Provided material:
--

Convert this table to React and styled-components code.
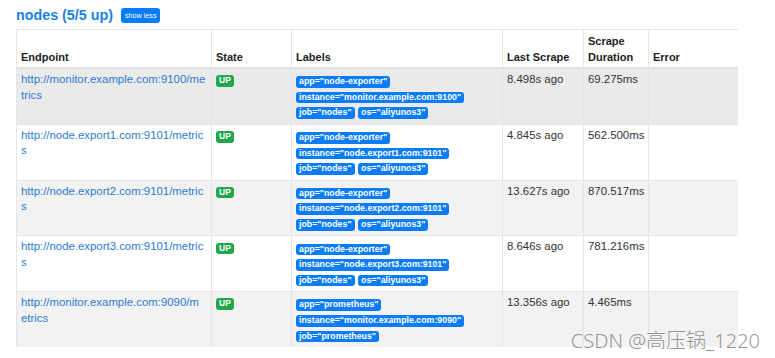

--

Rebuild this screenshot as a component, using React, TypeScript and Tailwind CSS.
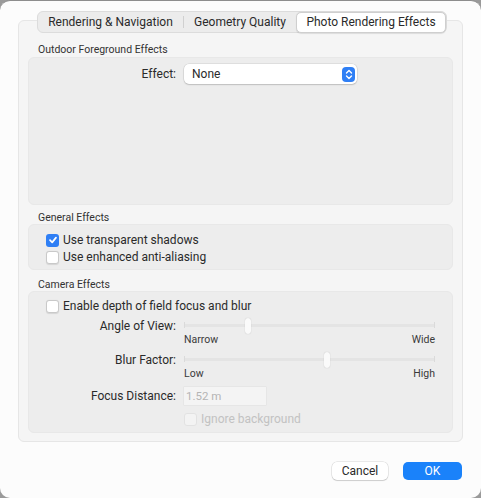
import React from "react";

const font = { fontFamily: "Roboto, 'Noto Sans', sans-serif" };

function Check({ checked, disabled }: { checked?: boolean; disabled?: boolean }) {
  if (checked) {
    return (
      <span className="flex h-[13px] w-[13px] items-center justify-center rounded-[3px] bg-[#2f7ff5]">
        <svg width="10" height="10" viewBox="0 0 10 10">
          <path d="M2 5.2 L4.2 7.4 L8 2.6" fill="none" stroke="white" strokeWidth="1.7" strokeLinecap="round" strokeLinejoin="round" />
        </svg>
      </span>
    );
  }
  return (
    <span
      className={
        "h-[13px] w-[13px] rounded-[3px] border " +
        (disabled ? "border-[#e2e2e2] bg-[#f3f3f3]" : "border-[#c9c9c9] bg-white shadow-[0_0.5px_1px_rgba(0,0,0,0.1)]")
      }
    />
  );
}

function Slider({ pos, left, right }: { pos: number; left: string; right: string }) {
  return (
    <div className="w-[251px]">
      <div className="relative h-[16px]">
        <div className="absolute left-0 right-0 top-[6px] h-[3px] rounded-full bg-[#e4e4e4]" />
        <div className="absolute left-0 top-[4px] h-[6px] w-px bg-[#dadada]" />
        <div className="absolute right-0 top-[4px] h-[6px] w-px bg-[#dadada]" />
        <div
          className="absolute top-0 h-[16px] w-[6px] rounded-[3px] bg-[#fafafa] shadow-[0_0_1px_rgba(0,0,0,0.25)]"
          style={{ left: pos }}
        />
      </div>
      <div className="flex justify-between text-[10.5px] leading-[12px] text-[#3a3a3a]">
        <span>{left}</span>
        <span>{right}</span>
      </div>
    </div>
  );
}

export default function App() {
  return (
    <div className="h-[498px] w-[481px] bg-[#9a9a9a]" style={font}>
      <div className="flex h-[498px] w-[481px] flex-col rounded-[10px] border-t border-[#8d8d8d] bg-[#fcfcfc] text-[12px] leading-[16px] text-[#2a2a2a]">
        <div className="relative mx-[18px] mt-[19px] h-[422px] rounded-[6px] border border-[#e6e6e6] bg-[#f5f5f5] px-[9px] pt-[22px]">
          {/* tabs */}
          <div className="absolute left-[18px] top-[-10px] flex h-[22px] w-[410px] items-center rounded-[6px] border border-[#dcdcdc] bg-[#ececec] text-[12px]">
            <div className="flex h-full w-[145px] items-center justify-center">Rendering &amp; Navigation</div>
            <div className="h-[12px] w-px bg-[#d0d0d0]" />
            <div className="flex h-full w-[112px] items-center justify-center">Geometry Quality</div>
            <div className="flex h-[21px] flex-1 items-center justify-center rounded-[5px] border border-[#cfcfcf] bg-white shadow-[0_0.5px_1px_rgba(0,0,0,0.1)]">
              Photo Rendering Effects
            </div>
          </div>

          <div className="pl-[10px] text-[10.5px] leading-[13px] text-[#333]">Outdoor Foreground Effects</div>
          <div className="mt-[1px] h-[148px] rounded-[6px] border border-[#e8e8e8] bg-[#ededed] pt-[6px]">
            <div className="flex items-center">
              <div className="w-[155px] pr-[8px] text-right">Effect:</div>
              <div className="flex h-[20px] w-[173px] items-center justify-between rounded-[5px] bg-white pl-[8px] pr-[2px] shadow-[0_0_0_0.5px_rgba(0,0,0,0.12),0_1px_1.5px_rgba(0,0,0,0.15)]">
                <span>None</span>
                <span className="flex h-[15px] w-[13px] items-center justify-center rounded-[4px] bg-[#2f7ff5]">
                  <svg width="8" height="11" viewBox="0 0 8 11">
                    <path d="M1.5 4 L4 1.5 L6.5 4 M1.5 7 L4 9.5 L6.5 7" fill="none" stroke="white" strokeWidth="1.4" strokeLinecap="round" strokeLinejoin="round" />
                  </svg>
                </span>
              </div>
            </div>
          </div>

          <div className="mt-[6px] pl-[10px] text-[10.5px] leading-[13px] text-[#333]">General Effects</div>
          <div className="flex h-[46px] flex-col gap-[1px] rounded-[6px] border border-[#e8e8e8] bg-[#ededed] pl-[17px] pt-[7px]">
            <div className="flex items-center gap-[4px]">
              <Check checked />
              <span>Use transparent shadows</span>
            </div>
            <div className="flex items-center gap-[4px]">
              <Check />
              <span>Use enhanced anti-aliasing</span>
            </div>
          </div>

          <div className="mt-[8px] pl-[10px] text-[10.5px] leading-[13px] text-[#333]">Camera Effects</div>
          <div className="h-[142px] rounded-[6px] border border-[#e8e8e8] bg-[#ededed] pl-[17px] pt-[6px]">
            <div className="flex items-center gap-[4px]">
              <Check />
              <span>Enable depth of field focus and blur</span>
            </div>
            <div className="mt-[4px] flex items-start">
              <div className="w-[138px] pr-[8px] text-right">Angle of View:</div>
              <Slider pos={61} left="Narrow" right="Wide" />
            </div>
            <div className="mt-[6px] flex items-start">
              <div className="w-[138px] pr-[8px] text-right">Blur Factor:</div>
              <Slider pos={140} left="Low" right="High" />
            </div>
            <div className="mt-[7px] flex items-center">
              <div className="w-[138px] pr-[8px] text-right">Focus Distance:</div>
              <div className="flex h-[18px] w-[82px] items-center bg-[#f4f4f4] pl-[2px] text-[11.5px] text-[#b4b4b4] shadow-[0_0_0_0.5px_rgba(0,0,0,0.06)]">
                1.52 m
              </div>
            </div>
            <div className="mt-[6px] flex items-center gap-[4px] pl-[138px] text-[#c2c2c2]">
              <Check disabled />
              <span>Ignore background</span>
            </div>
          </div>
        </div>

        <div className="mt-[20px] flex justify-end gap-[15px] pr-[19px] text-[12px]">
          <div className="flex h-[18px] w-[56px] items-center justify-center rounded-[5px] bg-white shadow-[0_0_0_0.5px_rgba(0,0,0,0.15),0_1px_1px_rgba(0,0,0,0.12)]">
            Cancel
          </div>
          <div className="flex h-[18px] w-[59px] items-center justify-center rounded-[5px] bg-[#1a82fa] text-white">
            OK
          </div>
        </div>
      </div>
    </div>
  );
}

--

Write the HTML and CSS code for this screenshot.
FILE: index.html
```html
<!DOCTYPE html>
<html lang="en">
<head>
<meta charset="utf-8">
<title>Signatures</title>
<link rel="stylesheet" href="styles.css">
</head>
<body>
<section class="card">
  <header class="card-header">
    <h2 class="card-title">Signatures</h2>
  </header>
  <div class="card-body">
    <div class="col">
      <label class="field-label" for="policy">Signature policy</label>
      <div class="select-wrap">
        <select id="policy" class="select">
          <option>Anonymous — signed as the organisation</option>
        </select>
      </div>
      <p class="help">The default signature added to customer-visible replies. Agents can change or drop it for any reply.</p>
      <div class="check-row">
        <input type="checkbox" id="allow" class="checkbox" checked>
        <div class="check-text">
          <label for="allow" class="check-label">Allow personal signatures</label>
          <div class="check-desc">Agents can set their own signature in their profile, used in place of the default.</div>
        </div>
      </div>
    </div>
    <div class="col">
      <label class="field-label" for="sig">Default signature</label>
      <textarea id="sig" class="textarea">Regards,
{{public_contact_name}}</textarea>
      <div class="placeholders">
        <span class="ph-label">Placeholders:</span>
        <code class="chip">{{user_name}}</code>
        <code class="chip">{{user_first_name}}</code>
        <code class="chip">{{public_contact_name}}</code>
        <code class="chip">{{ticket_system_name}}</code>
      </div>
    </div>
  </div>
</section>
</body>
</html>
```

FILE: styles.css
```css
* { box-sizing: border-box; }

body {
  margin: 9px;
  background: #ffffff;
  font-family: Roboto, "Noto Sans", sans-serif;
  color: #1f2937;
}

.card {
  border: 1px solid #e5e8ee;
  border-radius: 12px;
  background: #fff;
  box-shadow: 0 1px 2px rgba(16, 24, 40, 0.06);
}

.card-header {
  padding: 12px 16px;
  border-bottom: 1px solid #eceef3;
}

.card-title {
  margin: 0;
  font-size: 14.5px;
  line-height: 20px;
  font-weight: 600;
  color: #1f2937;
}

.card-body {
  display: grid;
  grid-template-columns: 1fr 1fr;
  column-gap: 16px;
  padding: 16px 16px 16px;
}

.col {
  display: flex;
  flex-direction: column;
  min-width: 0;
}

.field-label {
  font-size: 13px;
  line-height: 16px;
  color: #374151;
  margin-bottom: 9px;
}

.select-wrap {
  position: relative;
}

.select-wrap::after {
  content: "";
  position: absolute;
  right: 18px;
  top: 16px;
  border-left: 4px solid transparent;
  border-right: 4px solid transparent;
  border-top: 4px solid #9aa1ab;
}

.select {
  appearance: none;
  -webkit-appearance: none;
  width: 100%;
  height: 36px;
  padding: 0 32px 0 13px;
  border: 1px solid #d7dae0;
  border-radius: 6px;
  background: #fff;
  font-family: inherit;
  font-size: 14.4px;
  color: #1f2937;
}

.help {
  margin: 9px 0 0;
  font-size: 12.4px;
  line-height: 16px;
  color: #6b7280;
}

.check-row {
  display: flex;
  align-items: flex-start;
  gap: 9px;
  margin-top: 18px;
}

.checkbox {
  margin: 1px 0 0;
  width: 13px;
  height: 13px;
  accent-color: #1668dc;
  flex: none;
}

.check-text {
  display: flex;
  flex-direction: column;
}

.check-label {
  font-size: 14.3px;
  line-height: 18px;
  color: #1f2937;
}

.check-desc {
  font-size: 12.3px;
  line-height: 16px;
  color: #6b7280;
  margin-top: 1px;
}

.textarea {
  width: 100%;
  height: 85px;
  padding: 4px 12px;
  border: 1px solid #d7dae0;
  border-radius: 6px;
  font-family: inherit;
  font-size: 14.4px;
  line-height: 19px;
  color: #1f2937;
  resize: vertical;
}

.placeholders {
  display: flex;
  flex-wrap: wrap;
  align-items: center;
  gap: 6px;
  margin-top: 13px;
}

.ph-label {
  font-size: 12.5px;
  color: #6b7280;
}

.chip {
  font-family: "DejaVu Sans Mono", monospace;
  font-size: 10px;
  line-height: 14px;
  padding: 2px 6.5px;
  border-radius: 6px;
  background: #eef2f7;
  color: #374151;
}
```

--

Task prompt:
Find the string "React" in the listing and return every line that holds it.

Full solution:
Convert this table to React and styled-components code.
Rebuild this screenshot as a component, using React, TypeScript and Tailwind CSS.
import React from "react";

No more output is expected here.